**PROVIDED MATERIAL:**
────────────────
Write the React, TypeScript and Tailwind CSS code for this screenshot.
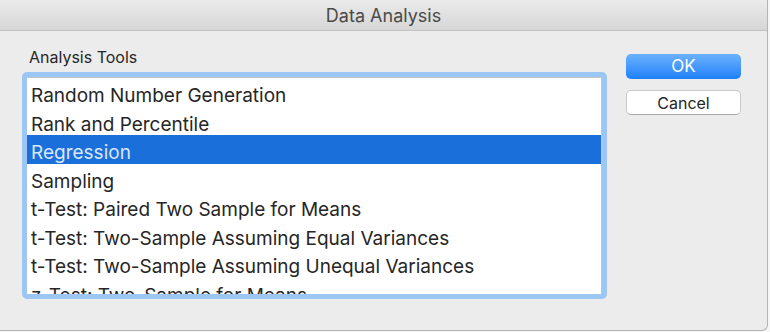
const tools = [
  "Random Number Generation",
  "Rank and Percentile",
  "Regression",
  "Sampling",
  "t-Test: Paired Two Sample for Means",
  "t-Test: Two-Sample Assuming Equal Variances",
  "t-Test: Two-Sample Assuming Unequal Variances",
  "z-Test: Two-Sample for Means",
];

const App = () => {
  return (
    <div className="w-[770px] h-[332px] bg-[#f6f6f6] font-['Inter',sans-serif]">
      <div className="w-[768px] h-[331px] flex flex-col bg-[#ececec] border-r border-b border-[#b4b4b4] rounded-br-[6px] overflow-hidden">
        <div className="h-[31px] shrink-0 flex items-center justify-center bg-gradient-to-b from-[#ebebeb] to-[#d6d6d6] border-b border-[#c2c2c2] text-[18px] text-[#4a4a4a]">
          Data Analysis
        </div>
        <div className="flex pl-[22px] pt-[13px]">
          <div className="flex flex-col">
            <div className="pl-[7px] text-[16px] text-[#262626] h-[27px] leading-[27px]">
              Analysis Tools
            </div>
            <div className="mt-[1px] w-[585px] h-[227px] p-[5px] bg-[#9cc6f4] rounded-[5px]">
              <div className="h-full bg-white border-t border-r border-[#c4c4c4] overflow-hidden">
                {tools.map((t, i) => (
                  <div
                    key={t}
                    className={
                      i === 2
                        ? "h-[28.5px] pt-[6px] leading-[23px] pl-[4px] text-[19px] bg-[#1b6fda] text-[#d9e7fa] whitespace-nowrap"
                        : "h-[28.5px] pt-[6px] leading-[23px] pl-[4px] text-[19px] text-[#262626] whitespace-nowrap"
                    }
                  >
                    {t}
                  </div>
                ))}
              </div>
            </div>
          </div>
          <div className="ml-[19px] pt-[10px] flex flex-col gap-[11px]">
            <button className="w-[115px] h-[25px] rounded-[5px] bg-gradient-to-b from-[#6ab1fb] to-[#1a80fb] text-white text-[17px] leading-none">
              OK
            </button>
            <button className="w-[115px] h-[25px] rounded-[5px] bg-white border border-[#c8c8c8] border-b-[#a8a8a8] text-[#262626] text-[16px] leading-none">
              Cancel
            </button>
          </div>
        </div>
      </div>
    </div>
  );
};

export default App;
────────────────
**AIM:** Transcribe the listing in full. Omit the pictures and keep every line exact.

**EXERCISE RESPONSE:**
Write the React, TypeScript and Tailwind CSS code for this screenshot.
const tools = [
  "Random Number Generation",
  "Rank and Percentile",
  "Regression",
  "Sampling",
  "t-Test: Paired Two Sample for Means",
  "t-Test: Two-Sample Assuming Equal Variances",
  "t-Test: Two-Sample Assuming Unequal Variances",
  "z-Test: Two-Sample for Means",
];

const App = () => {
  return (
    <div className="w-[770px] h-[332px] bg-[#f6f6f6] font-['Inter',sans-serif]">
      <div className="w-[768px] h-[331px] flex flex-col bg-[#ececec] border-r border-b border-[#b4b4b4] rounded-br-[6px] overflow-hidden">
        <div className="h-[31px] shrink-0 flex items-center justify-center bg-gradient-to-b from-[#ebebeb] to-[#d6d6d6] border-b border-[#c2c2c2] text-[18px] text-[#4a4a4a]">
          Data Analysis
        </div>
        <div className="flex pl-[22px] pt-[13px]">
          <div className="flex flex-col">
            <div className="pl-[7px] text-[16px] text-[#262626] h-[27px] leading-[27px]">
              Analysis Tools
            </div>
            <div className="mt-[1px] w-[585px] h-[227px] p-[5px] bg-[#9cc6f4] rounded-[5px]">
              <div className="h-full bg-white border-t border-r border-[#c4c4c4] overflow-hidden">
                {tools.map((t, i) => (
                  <div
                    key={t}
                    className={
                      i === 2
                        ? "h-[28.5px] pt-[6px] leading-[23px] pl-[4px] text-[19px] bg-[#1b6fda] text-[#d9e7fa] whitespace-nowrap"
                        : "h-[28.5px] pt-[6px] leading-[23px] pl-[4px] text-[19px] text-[#262626] whitespace-nowrap"
                    }
                  >
                    {t}
                  </div>
                ))}
              </div>
            </div>
          </div>
          <div className="ml-[19px] pt-[10px] flex flex-col gap-[11px]">
            <button className="w-[115px] h-[25px] rounded-[5px] bg-gradient-to-b from-[#6ab1fb] to-[#1a80fb] text-white text-[17px] leading-none">
              OK
            </button>
            <button className="w-[115px] h-[25px] rounded-[5px] bg-white border border-[#c8c8c8] border-b-[#a8a8a8] text-[#262626] text-[16px] leading-none">
              Cancel
            </button>
          </div>
        </div>
      </div>
    </div>
  );
};

export default App;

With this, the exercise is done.